Pour l’INS, le niveau des revenus individuels permet d’estimer le taux de sous-emploi invisible (pourcentage d’actifs occupés gagnant moins que le salaire horaire minimum). Il touche près de 55 % de la main-d’œuvre urbaine. Si l’on y ajoute les deux autres composantes du sous-emploi (le chômage, le sous-emploi
visible, soit ceux qui travaillent moins de 35 heures contre leur gré), le taux de sous-emploi global atteint 72 % de la population active occupée urbaine (63 % dans la capitale). Le sous-emploi du facteur travail apparaît donc comme le principal problème que rencontre le marché du travail urbain.
La qualité des emplois ne dépend pas seulement des revenus qu’ils procurent mais aussi de l’ensemble des avantages auxquels ils donnent droit. En moyenne la qualité des emplois est faible. D’après l’INS, la précarité se manifeste d’abord par la faible contractualisation des relations de travail : un actif sur deux n’a aucun contrat écrit avec son employeur et six actifs sur dix ne possèdent pas de bulletin de paie.
Insatisfaction
Tous ces éléments (rémunérations, relations de travail, etc.) mis ensemble procurent un certain niveau de satisfaction dans l’emploi. Paradoxalement, 63 % de ceux qui ont un emploi en milieu urbain se déclarent satisfaits du poste qu’ils occupent et ne comptent pas en rechercher un autre dans un avenir proche. Cependant, ils sont plus de 35 % à désirer obtenir un nouvel emploi. L’insatisfaction plus importante chez les jeunes de moins de 25 ans se traduit par un profond désajustement entre leurs projets professionnels et les opportunités réelles d’emplois. Le secteur public (administration et entreprises publiques) attire encore 25 % des souhaits des jeunes urbains. Parallèlement, le secteur informel, principal pourvoyeur d’emplois avec 88 % d’emplois créés en milieu urbain, n’attire que 45 % de ces derniers.
Le marché du travail en RDC met en relief les défis majeurs auxquels est confronté le gouvernement. Le pays semble enfin sortir d’une récession sans précédent, l’effort de guerre ayant mis à mal toute l’économie, grâce à la hausse des cours des matières premières à l’international. En s’engageant dans la voie de la paix et dans le redressement économique, le gouvernement espère qu’une dynamique du marché du travail se traduira par de meilleures conditions de vie des ménages congolais.

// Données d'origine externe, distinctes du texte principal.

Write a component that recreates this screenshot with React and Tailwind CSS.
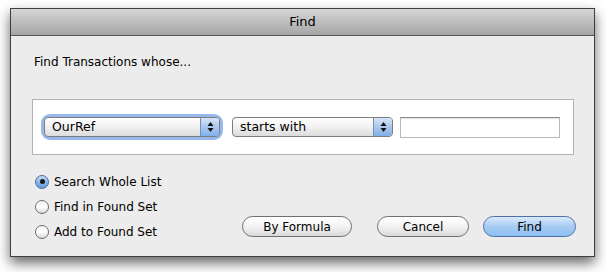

Sur l’ensemble du pays, on compte près de 3,5 millions de personnes en âge de travailler (10 ans et plus). Six personnes sur dix sont actives (ayant un emploi ou chômeur), soit un taux d’activité de 61 %. Les taux entre urbain et rural soulignent une différence de 20 points (respectivement 47 % et 67 %), l’activité agricole absorbant certainement davantage la population rurale. Située en-dessous de la moyenne urbaine, Kinshasa enregistre le taux le plus faible avec seulement 43 % d’actifs. À l’échelle de la population de 15 ans et plus, le taux d’activité gagne plus de 10 points en passant à 71,6 % au niveau national.